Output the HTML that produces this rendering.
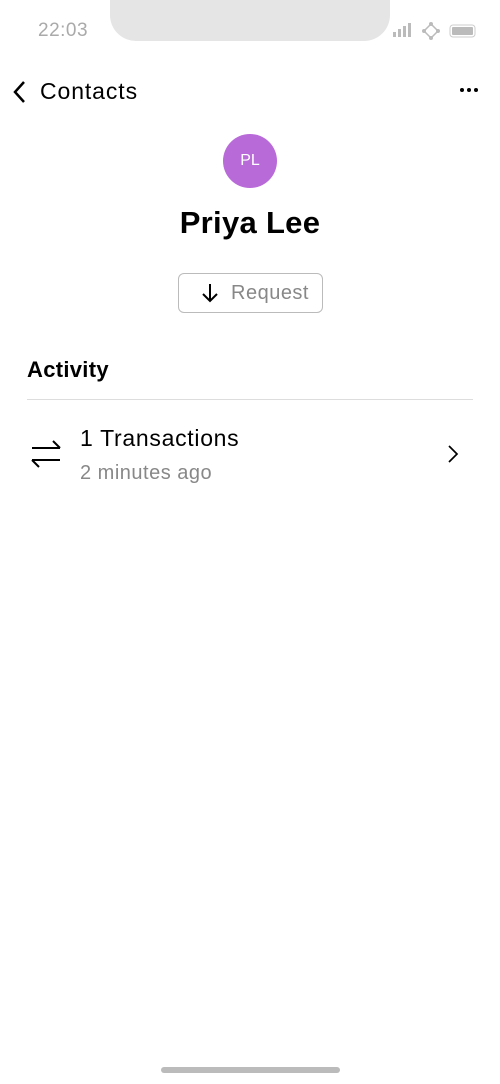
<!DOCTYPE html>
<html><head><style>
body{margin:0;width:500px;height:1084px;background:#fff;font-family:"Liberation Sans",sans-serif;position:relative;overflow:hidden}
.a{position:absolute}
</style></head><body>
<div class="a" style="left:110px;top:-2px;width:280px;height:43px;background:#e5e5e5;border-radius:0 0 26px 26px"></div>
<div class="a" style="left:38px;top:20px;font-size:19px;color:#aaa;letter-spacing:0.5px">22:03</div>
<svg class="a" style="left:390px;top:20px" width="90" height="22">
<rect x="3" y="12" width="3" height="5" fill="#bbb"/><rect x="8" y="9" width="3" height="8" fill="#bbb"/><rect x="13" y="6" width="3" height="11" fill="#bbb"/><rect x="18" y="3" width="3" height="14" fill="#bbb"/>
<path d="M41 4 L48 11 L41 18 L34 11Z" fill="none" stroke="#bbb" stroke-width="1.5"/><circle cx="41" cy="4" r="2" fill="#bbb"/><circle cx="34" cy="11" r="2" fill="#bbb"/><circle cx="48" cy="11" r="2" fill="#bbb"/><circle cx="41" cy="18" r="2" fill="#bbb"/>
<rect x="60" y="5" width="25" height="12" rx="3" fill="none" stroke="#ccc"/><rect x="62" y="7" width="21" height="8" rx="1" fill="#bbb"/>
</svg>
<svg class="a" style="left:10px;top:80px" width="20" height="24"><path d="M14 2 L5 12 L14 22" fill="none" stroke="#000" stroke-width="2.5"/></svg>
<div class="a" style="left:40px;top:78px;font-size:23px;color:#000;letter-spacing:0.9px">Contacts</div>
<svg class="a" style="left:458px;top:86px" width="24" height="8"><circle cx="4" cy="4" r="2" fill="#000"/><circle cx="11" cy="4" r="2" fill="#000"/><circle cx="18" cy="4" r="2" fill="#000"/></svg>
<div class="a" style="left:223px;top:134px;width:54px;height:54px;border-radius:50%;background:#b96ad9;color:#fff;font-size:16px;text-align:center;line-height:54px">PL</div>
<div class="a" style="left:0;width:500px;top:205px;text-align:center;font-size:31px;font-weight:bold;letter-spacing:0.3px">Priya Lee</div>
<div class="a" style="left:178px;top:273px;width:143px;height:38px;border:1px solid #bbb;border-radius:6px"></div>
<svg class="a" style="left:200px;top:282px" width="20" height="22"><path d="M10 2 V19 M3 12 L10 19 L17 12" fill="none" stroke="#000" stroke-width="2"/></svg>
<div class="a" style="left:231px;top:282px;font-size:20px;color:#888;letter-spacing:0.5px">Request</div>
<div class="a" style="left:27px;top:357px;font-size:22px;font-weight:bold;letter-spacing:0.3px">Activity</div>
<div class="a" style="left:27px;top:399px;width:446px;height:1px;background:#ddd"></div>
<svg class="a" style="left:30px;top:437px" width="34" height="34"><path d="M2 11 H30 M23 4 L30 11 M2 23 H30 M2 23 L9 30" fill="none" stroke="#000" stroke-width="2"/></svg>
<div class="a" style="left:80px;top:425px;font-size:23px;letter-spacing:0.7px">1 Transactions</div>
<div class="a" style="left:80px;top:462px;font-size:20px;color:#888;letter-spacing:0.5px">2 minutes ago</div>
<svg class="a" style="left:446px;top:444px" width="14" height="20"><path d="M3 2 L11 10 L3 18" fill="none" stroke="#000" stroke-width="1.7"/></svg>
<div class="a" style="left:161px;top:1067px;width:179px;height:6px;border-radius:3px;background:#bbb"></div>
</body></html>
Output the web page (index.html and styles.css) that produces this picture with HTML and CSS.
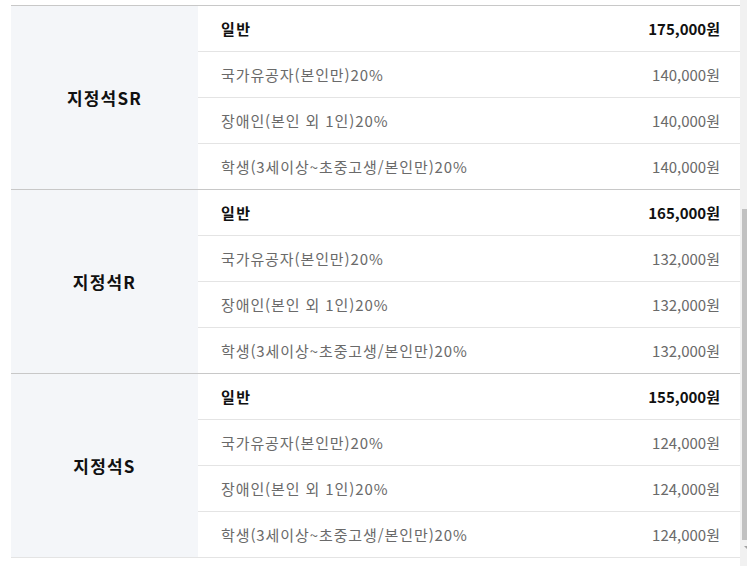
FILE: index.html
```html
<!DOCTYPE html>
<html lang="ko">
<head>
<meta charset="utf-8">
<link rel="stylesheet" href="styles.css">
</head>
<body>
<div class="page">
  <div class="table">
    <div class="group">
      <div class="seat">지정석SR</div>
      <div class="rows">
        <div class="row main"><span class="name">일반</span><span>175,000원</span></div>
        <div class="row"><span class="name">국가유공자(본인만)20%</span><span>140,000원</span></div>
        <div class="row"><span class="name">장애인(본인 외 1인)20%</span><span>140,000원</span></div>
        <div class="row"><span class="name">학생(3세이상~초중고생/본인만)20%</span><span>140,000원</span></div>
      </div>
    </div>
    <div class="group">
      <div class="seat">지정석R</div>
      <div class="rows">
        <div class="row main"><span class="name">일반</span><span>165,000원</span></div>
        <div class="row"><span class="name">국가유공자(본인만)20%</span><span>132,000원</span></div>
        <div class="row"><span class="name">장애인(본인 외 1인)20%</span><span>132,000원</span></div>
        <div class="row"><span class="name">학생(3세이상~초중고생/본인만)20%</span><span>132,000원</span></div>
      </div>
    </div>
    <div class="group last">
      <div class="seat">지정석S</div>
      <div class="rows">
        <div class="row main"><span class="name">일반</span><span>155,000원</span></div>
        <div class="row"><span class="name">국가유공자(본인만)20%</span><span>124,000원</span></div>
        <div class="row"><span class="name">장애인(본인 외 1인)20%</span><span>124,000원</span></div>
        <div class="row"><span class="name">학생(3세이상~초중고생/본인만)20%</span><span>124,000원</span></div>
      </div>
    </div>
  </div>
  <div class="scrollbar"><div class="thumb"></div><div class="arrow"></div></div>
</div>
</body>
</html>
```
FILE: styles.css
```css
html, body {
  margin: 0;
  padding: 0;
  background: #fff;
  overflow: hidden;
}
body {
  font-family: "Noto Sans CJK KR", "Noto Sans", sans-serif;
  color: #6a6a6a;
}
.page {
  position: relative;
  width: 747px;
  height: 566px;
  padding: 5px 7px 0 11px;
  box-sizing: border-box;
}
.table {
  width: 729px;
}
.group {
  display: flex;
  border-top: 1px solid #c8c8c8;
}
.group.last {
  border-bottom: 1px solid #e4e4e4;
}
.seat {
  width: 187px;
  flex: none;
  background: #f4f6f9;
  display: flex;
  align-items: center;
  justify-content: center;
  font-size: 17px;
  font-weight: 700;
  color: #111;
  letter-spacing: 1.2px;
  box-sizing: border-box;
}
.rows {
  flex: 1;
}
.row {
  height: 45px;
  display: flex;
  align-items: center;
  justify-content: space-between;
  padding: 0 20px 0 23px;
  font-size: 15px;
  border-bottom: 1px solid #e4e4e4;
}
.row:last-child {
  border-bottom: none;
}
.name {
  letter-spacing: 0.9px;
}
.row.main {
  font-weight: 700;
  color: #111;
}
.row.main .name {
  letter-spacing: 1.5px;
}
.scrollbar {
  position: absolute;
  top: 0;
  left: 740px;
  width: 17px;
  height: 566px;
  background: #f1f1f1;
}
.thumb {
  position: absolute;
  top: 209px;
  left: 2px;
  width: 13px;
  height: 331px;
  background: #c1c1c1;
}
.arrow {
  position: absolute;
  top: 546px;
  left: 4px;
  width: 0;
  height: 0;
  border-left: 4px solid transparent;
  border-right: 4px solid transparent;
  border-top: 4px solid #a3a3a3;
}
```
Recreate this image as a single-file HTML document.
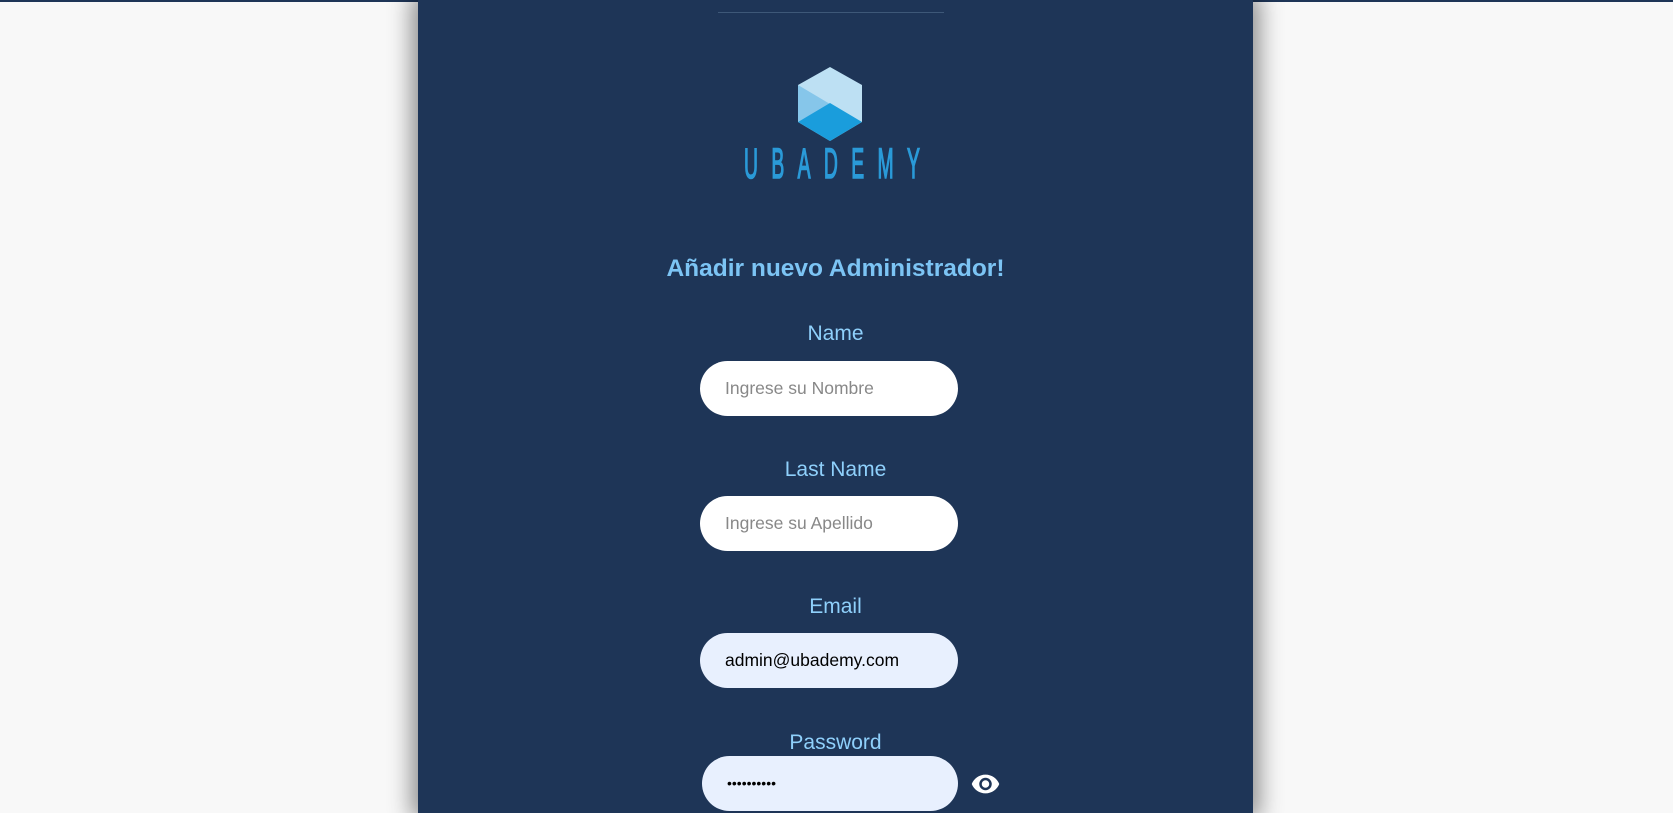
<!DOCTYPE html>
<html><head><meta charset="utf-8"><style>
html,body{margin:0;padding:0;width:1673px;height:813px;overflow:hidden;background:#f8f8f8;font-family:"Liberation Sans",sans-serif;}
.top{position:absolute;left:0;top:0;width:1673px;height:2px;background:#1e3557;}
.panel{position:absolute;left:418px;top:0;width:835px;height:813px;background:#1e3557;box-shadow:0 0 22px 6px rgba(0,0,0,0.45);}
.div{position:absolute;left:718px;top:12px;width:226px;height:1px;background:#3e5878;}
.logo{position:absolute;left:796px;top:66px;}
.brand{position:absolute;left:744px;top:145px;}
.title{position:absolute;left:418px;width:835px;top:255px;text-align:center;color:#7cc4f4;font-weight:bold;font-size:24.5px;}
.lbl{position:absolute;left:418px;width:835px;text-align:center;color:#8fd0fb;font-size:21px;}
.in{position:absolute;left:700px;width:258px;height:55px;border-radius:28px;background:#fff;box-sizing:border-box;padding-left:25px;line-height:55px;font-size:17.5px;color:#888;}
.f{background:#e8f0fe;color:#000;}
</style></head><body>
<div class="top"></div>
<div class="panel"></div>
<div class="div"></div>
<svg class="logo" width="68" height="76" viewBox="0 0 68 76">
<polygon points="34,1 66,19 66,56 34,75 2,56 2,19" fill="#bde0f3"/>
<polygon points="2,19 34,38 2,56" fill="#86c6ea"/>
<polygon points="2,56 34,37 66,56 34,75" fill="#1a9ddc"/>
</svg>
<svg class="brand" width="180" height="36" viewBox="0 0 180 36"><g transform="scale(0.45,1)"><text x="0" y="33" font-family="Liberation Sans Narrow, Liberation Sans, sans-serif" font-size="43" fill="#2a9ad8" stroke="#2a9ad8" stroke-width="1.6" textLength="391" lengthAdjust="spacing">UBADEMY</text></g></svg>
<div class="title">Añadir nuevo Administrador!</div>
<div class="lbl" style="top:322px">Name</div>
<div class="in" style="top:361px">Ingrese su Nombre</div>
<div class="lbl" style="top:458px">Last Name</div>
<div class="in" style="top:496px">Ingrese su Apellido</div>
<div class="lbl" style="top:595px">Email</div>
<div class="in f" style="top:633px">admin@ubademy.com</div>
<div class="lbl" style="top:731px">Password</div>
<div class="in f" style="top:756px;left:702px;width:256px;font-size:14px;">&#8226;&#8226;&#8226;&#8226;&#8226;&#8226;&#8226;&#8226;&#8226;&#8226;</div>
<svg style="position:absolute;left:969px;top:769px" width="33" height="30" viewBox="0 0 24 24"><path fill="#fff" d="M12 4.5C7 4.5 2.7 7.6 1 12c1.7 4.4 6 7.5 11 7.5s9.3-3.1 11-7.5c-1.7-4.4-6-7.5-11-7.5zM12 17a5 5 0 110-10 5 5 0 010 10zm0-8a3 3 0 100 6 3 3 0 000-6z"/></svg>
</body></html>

**INSTRUCTION**: Only lines holding the string "page" are wanted; gather each one from the entries above.

**RESULT FOR THIS EXERCISE**:
Output the web page (index.html and styles.css) that produces this picture with HTML and CSS.
<div class="page">
.page {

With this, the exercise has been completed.